>> Begin

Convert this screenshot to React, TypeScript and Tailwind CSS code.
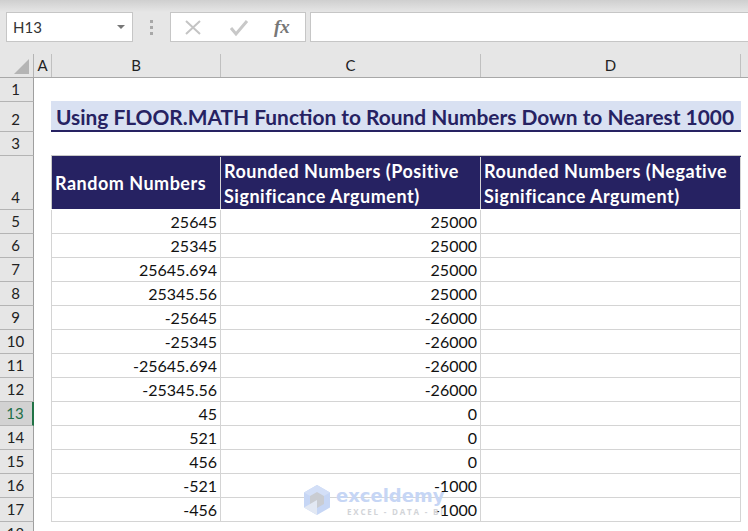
import React from "react";

const rows: [string, string, string][] = [
  ["5", "25645", "25000"],
  ["6", "25345", "25000"],
  ["7", "25645.694", "25000"],
  ["8", "25345.56", "25000"],
  ["9", "-25645", "-26000"],
  ["10", "-25345", "-26000"],
  ["11", "-25645.694", "-26000"],
  ["12", "-25345.56", "-26000"],
  ["13", "45", "0"],
  ["14", "521", "0"],
  ["15", "456", "0"],
  ["16", "-521", "-1000"],
  ["17", "-456", "-1000"],
];

const font = { fontFamily: "Lato, 'Open Sans', sans-serif" };

function RowHead({ n, h, active }: { n: string; h: string; active?: boolean }) {
  return (
    <div className={`${h} flex items-end justify-center w-[34px] shrink-0 pb-px border-b border-r border-b-[#b4b4b4] text-[15px] leading-[22px] ${active ? "bg-[#d2d2d2] text-[#1f6f47] border-r-2 border-r-[#217346]" : "bg-[#e6e6e6] text-[#222] border-r-[#9f9f9f]"}`}>
      <span className="pr-0.5">{n}</span>
    </div>
  );
}

function Logo() {
  return (
    <svg width="28" height="32" viewBox="0 0 28 32" className="shrink-0">
      <polygon points="14,1 27,8.500 27,23.500 14,31 1,23.500 1,8.500" fill="#c6d6f5" />
      <polygon points="14,1 27,8.500 14,16 1,8.500" fill="#d3dff7" />
      <polygon points="14,8 21,12 21,20 14,24 7,20 7,12" fill="#c9ccd2" />
      <polygon points="1,23.500 14,16 14,31" fill="#e2e8f3" />
    </svg>
  );
}

export default function App() {
  return (
    <div className="w-[748px] h-[531px] overflow-hidden bg-white relative text-black" style={font}>
      <div className="h-[54px] bg-[#e6e6e6] relative">
        <div className="h-3 bg-gradient-to-b from-[#cfcfcf] to-[#e6e6e6]" />
        <div className="flex items-start">
          <div className="ml-1.5 w-[127px] h-[30px] bg-white border border-[#c6c6c6] flex items-center justify-between pl-[6px] pr-[5px] text-[15px] text-[#333]">
            <span>H13</span>
            <span className="w-0 h-0 border-x-[4px] border-x-transparent border-t-[4px] border-t-[#777] mr-0.5" />
          </div>
          <div className="w-[37px] h-[30px] flex flex-col items-center justify-center gap-[3px]">
            <span className="w-[3px] h-[3px] bg-[#a8a8a8]" />
            <span className="w-[3px] h-[3px] bg-[#a8a8a8]" />
            <span className="w-[3px] h-[3px] bg-[#a8a8a8]" />
          </div>
          <div className="w-[136px] h-[30px] bg-white border border-[#c6c6c6] flex items-center">
            <svg width="134" height="28" viewBox="0 0 134 28" fill="none">
              <path d="M15 8 L29 21 M29 8 L15 21" stroke="#c4c4c4" strokeWidth="2" />
              <path d="M60 15 L65 21 L76 8" stroke="#c8c8c8" strokeWidth="3" />
              <text x="103" y="20" fontFamily="'Liberation Serif', serif" fontStyle="italic" fontWeight="700" fontSize="19" fill="#777">fx</text>
            </svg>
          </div>
          <div className="ml-1 flex-1 h-[30px] bg-white border-y border-l border-[#c6c6c6]" />
        </div>
      </div>

      <div className="flex h-6 bg-[#e6e6e6] border-b border-[#a8a8a8] text-[15px] text-[#222] leading-[23px] text-center">
        <div className="w-[34px] shrink-0 border-r border-[#b4b4b4] flex items-end justify-end pr-[4px] pb-[3px]">
          <span className="w-0 h-0 border-l-[15px] border-l-transparent border-b-[15px] border-b-[#b4b4b4]" />
        </div>
        <div className="w-[18px] shrink-0 border-r border-[#c0c0c0]">A</div>
        <div className="w-[169px] shrink-0 border-r border-[#c0c0c0]">B</div>
        <div className="w-[260px] shrink-0 border-r border-[#c0c0c0]">C</div>
        <div className="w-[260px] shrink-0 border-r border-[#c0c0c0]">D</div>
      </div>

      <div className="flex">
        <div className="flex flex-col">
          <div className="h-px w-[34px] bg-[#e6e6e6] border-r border-[#9f9f9f]" />
          <RowHead n="1" h="h-[23px]" />
          <RowHead n="2" h="h-[30px]" />
          <RowHead n="3" h="h-6" />
          <RowHead n="4" h="h-[54px]" />
          {rows.map((r) => (
            <RowHead key={r[0]} n={r[0]} h="h-6" active={r[0] === "13"} />
          ))}
          <RowHead n="18" h="h-6" />
        </div>
        <div className="pl-[17px] flex flex-col">
          <div className="h-[23px]" />
          <div className="w-[690px] h-[31px] bg-[#d9e1f2] border-b-2 border-[#262262] pl-[5px] text-[20.900px] leading-[31px] font-bold text-[#262262] whitespace-nowrap">
            Using FLOOR.MATH Function to Round Numbers Down to Nearest 1000
          </div>
          <div className="h-[23px]" />
          <div className="flex h-[54px] pt-px bg-[#262262] text-white font-bold text-[18px] tracking-[0.5px] leading-[25px] border-t border-[#c8c8c8] border-l">
            <div className="w-[169px] border-r border-[#d4d4d4] pl-[3px] flex items-center">Random Numbers</div>
            <div className="w-[260px] border-r border-[#d4d4d4] pl-[3px] flex items-center">
              <span className="mt-[2px]">Rounded Numbers (Positive<br />Significance Argument)</span>
            </div>
            <div className="w-[260px] border-r border-[#d4d4d4] pl-[3px] flex items-center">
              <span className="mt-[2px]">Rounded Numbers (Negative<br />Significance Argument)</span>
            </div>
          </div>
          <div className="flex flex-col pt-px">
            {rows.map((r) => (
              <div key={r[0]} className="flex h-6 border-b border-l border-[#d4d4d4] text-[16px] leading-[23px] text-right text-[#111]">
                <div className="w-[169px] border-r border-[#d4d4d4] pr-[3px]">{r[1]}</div>
                <div className="w-[260px] border-r border-[#d4d4d4] pr-[3px]">{r[2]}</div>
                <div className="w-[260px] border-r border-[#d4d4d4]" />
              </div>
            ))}
          </div>
        </div>
      </div>

      <div className="absolute left-[303px] top-[484px] flex items-start gap-[5px] pointer-events-none">
        <Logo />
        <div className="flex flex-col">
          <span className="leading-[23px] font-bold text-[#c6d6f5]" style={{ fontFamily: "'DejaVu Sans', sans-serif", fontSize: 18 }}>exceldemy</span>
          <span className="ml-[11px] text-[8px] leading-[10px] font-bold tracking-[1.800px] text-[#d2d4d8] whitespace-nowrap" style={{ fontFamily: "'Open Sans', sans-serif" }}>EXCEL - DATA - BI</span>
        </div>
      </div>
    </div>
  );
}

>> End

■ **Short exercise**:
Omit the pictures, then repeat exactly each line from the beginning of the listing through the line with "import React from".

■ **Task solution**:
Convert this screenshot to React, TypeScript and Tailwind CSS code.
import React from "react";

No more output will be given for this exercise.